For whatever reason – probably the honeymoon period, but also because of wanting to make the most of that honeymoon period – when I started writing again, for a while there I felt I should be writing at every available opportunity. I did the guilt thing to myself: you know, berating myself for not writing enough, for not finishing stuff quickly enough. That seems to have settled now.

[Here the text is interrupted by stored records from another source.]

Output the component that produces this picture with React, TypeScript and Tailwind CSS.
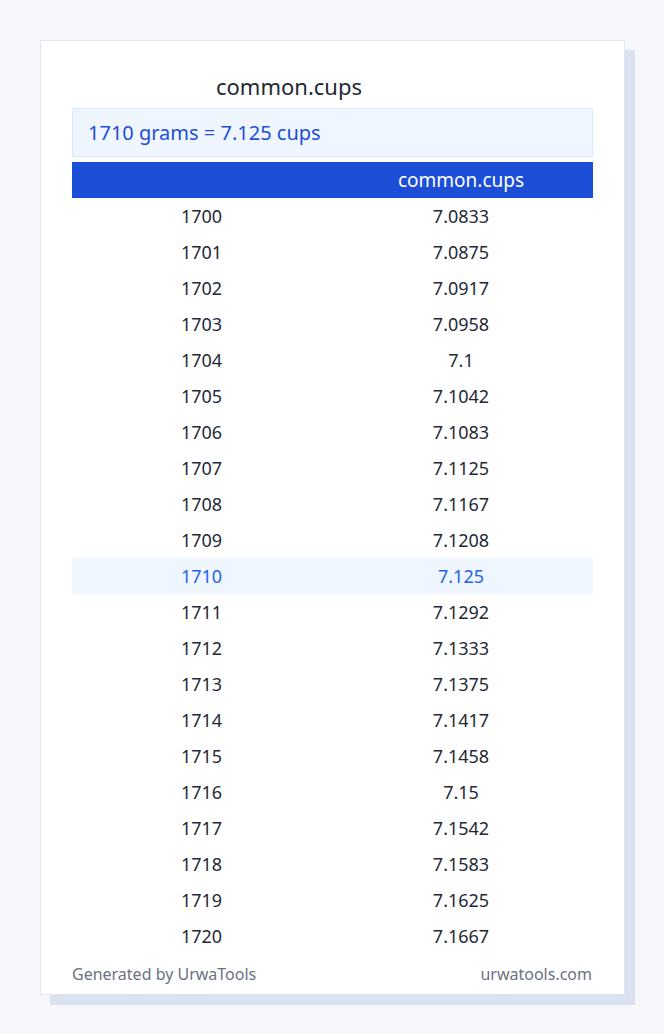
const rows: [number, string][] = [
  [1700, "7.0833"],
  [1701, "7.0875"],
  [1702, "7.0917"],
  [1703, "7.0958"],
  [1704, "7.1"],
  [1705, "7.1042"],
  [1706, "7.1083"],
  [1707, "7.1125"],
  [1708, "7.1167"],
  [1709, "7.1208"],
  [1710, "7.125"],
  [1711, "7.1292"],
  [1712, "7.1333"],
  [1713, "7.1375"],
  [1714, "7.1417"],
  [1715, "7.1458"],
  [1716, "7.15"],
  [1717, "7.1542"],
  [1718, "7.1583"],
  [1719, "7.1625"],
  [1720, "7.1667"],
]

export default function App() {
  return (
    <div
      className="min-h-[1034px] w-[664px] bg-[#f5f7fb] pt-[40px] pl-[40px]"
      style={{ fontFamily: '"Noto Sans", "Open Sans", sans-serif' }}
    >
      <div className="w-[585px] h-[955px] bg-white border border-[#dfe6f5] shadow-[10px_10px_0_0_#dae1ef] px-[31px] pt-[31px] flex flex-col">
        <h1 className="h-[28px] pl-[144px] text-[22px] leading-[28px] text-[#1f2937]">common.cups</h1>
        <div className="mt-[8px] h-[49px] flex items-center pt-[1px] px-[15px] bg-[#eff6ff] border border-[#dbeafe] text-[20px] text-[#1d4ed8]">
          1710 grams = 7.125 cups
        </div>
        <div className="mt-[5px] h-[36px] pt-[1px] grid grid-cols-[259px_260px] items-center bg-[#1d4ed8] text-white text-[19px]">
          <span></span>
          <span className="text-center">common.cups</span>
        </div>
        {rows.map(([g, c]) => (
          <div
            key={g}
            className={
              g === 1710
                ? "h-[36px] pt-[1px] grid grid-cols-[259px_260px] items-center text-[18px] bg-[#eff6ff] text-[#2563eb]"
                : "h-[36px] pt-[1px] grid grid-cols-[259px_260px] items-center text-[18px] text-[#1f2937]"
            }
          >
            <span className="text-center">{g}</span>
            <span className="text-center">{c}</span>
          </div>
        ))}
        <div className="mt-[10px] flex justify-between pr-[1px] text-[16px] leading-[20px] text-[#6b7280]">
          <span>Generated by UrwaTools</span>
          <span>urwatools.com</span>
        </div>
      </div>
    </div>
  )
}
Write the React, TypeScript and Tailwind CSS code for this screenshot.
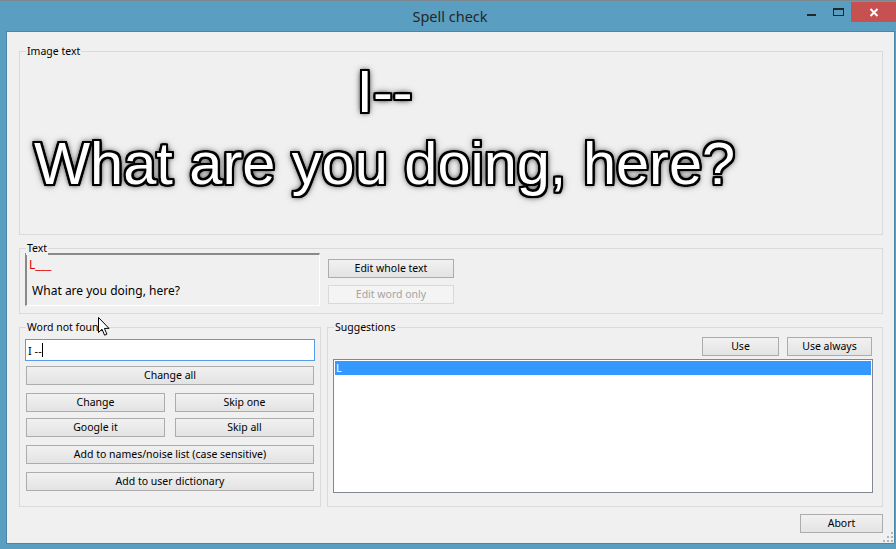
import React from "react";

function Btn({
  children,
  className = "",
  disabled = false,
}: {
  children: React.ReactNode;
  className?: string;
  disabled?: boolean;
}) {
  return (
    <div
      className={`flex items-center justify-center border text-[10.5px] leading-none whitespace-nowrap ${
        disabled
          ? "border-[#d9d9d9] bg-[#f4f4f4] text-[#a3a3a3]"
          : "border-[#acacac] bg-linear-to-b from-[#f1f1f1] to-[#e3e3e3] text-black"
      } ${className}`}
    >
      {children}
    </div>
  );
}

function GroupLabel({ children }: { children: React.ReactNode }) {
  return (
    <span className="absolute left-[6px] top-[-8px] px-[1px] bg-[#f0f0f0] text-[10.5px] leading-[14px] text-black whitespace-nowrap">
      {children}
    </span>
  );
}

export default function App() {
  return (
    <div className="w-[896px] h-[549px] overflow-hidden bg-[#5a9fc1] border-t border-[#7d8990] flex flex-col font-['Noto_Sans',sans-serif] text-black">
      {/* Title bar */}
      <div className="h-[30px] flex items-start shrink-0">
        <div className="w-[96px]" />
        <div className="flex-1 text-center text-[14.5px] leading-[30px] text-[#262626] pl-[4px]">
          Spell check
        </div>
        <div className="w-[96px] flex items-start">
          <div className="ml-[7px] mt-[13px] w-[9px] h-[2px] bg-[#262626]" />
          <div className="ml-[17px] mt-[7px] w-[11px] h-[8px] border border-t-2 border-[#262626]" />
          <div className="ml-[7px] mt-[1px] w-[45px] h-[20px] bg-[#c75050] flex items-center justify-center">
            <svg width="10" height="9" viewBox="0 0 10 9">
              <path d="M1.5 1 L8.5 8 M8.5 1 L1.5 8" stroke="#ffffff" strokeWidth="2" fill="none" />
            </svg>
          </div>
        </div>
      </div>

      {/* Client area */}
      <div className="relative ml-[6px] mr-[1px] mb-[5px] flex-1 border border-[#4b86a6] bg-[#f0f0f0] pl-[12px] pr-[11px] flex flex-col">
        {/* Image text */}
        <div className="relative mt-[19px] h-[184px] border border-[#dadada] shrink-0">
          <GroupLabel>Image text</GroupLabel>
          <div className="pl-[13px] pt-[4px]">
            <div className="w-[703px] text-center font-['Liberation_Sans',Arial,sans-serif] text-[59.5px] leading-[72px] text-white whitespace-nowrap [text-shadow:-2px_-2px_0_#000,2px_-2px_0_#000,-2px_2px_0_#000,2px_2px_0_#000,0_-2px_0_#000,0_2px_0_#000,-2px_0_0_#000,2px_0_0_#000,-1px_-2px_0_#000,1px_-2px_0_#000,-1px_2px_0_#000,1px_2px_0_#000,-2px_-1px_0_#000,2px_-1px_0_#000,-2px_1px_0_#000,2px_1px_0_#000,0_0_4px_#000,0_0_6px_rgba(0,0,0,0.8),0_0_8px_rgba(0,0,0,0.5)]">
              <div>I--</div>
              <div>What are you doing, here?</div>
            </div>
          </div>
        </div>

        {/* Text */}
        <div className="relative mt-[13px] h-[66px] border border-[#dadada] flex pl-[5px] pt-[4px] shrink-0">
          <GroupLabel>Text</GroupLabel>
          <div className="w-[295px] h-[53px] border-t-2 border-l-2 border-t-[#8a8a8a] border-l-[#8a8a8a] border-r border-b border-r-white border-b-white pl-[2px] pt-[3px] text-[12px] leading-[13px] whitespace-pre">
            <div className="text-[#e00000]">L___</div>
            <div> </div>
            <div> What are you doing, here?</div>
          </div>
          <div className="ml-[8px] mt-[6px] flex flex-col gap-[7px]">
            <Btn className="w-[126px] h-[19px]">Edit whole text</Btn>
            <Btn className="w-[126px] h-[19px]" disabled>
              Edit word only
            </Btn>
          </div>
        </div>

        {/* Bottom row */}
        <div className="mt-[13px] h-[180px] flex gap-[6px] shrink-0">
          {/* Word not found */}
          <div className="relative w-[302px] border border-[#dadada] pl-[5px] pt-[11px] flex flex-col">
            <GroupLabel>Word not found</GroupLabel>
            <svg
              className="absolute left-[78px] top-[-11px]"
              width="13"
              height="20"
              viewBox="0 0 13 20"
            >
              <path
                d="M0.5 0.5 L0.5 15.5 L4 12.2 L6.6 18.2 L8.9 17.2 L6.4 11.4 L11 11.4 Z"
                fill="#ffffff"
                stroke="#000000"
                strokeWidth="1"
                strokeLinejoin="round"
              />
            </svg>
            <div className="w-[290px] h-[22px] border border-[#569de5] bg-white flex items-center pl-[2px] text-[11px] leading-none">
              <span>I --</span>
              <span className="w-[1px] h-[14px] bg-black" />
            </div>
            <div className="ml-[1px] w-[288px] flex flex-col">
              <Btn className="mt-[5px] h-[19px]">Change all</Btn>
              <div className="mt-[8px] flex gap-[10px]">
                <Btn className="w-[139px] h-[19px]">Change</Btn>
                <Btn className="w-[139px] h-[19px]">Skip one</Btn>
              </div>
              <div className="mt-[6px] flex gap-[10px]">
                <Btn className="w-[139px] h-[19px]">Google it</Btn>
                <Btn className="w-[139px] h-[19px]">Skip all</Btn>
              </div>
              <Btn className="mt-[8px] h-[19px]">Add to names/noise list (case sensitive)</Btn>
              <Btn className="mt-[8px] h-[19px]">Add to user dictionary</Btn>
            </div>
          </div>

          {/* Suggestions */}
          <div className="relative w-[556px] border border-[#dadada] pl-[5px] pr-[9px] pt-[9px] flex flex-col">
            <GroupLabel>Suggestions</GroupLabel>
            <div className="mr-[1px] flex justify-end gap-[8px]">
              <Btn className="w-[77px] h-[19px]">Use</Btn>
              <Btn className="w-[85px] h-[19px]">Use always</Btn>
            </div>
            <div className="mt-[3px] h-[134px] border border-[#828790] bg-white p-[1px]">
              <div className="h-[14px] bg-[#3399ff] text-white text-[11px] leading-[14px] pl-[1px]">
                L
              </div>
            </div>
          </div>
        </div>

        {/* Abort */}
        <div className="mt-[7px] flex justify-end shrink-0">
          <Btn className="w-[83px] h-[19px]">Abort</Btn>
        </div>

        {/* Resize grip */}
        <svg
          className="absolute right-[1px] bottom-[1px]"
          width="10"
          height="10"
          viewBox="0 0 10 10"
        >
          <rect x="8" y="0" width="2" height="2" fill="#b5b5b5" />
          <rect x="4" y="4" width="2" height="2" fill="#b5b5b5" />
          <rect x="8" y="4" width="2" height="2" fill="#b5b5b5" />
          <rect x="0" y="8" width="2" height="2" fill="#b5b5b5" />
          <rect x="4" y="8" width="2" height="2" fill="#b5b5b5" />
          <rect x="8" y="8" width="2" height="2" fill="#b5b5b5" />
        </svg>
      </div>
    </div>
  );
}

I’m back to remembering that it’s a long-haul thing; that, actually, a page or so a day is fine as long as it keeps going. And with various short stories, two wannabe novels and several poems on the go, that’ll tick things over nicely. I know that at some point (and it’s already happening) one of the stories and one of the wannabe novels will take primary place in my work flow. At a later date I’ll want/need to set myself a deadline, but right now comps and submission deadlines are working well for the bulk of things.
Because I attended a writing group last weekend, I’ve got actual homework to do, some of which has involved going through my books and reminding myself which poets I used to read and love, and so were most influential. So I spent some time yesterday re-reading Banjo Patterson and Michael Rosen, because that was some of the earliest stuff I loved. It’s been pleasant.
In the meantime, I’m getting a bit of exercise done, which is good and somewhat essential because I have been feeling most unhealthy and also there are actual events lined up to do in a couple of months. I’m trying to be fairly casual about them though, since last year was such a bust and a disappointment. BUT this morning someone suggested to me that I might be interested in the Rubicon Tri – so I looked it up and it sounds great and tempting and I am having to remind myself that I ought to stick to short distance this year. Middle ought to wait until 2015, at least.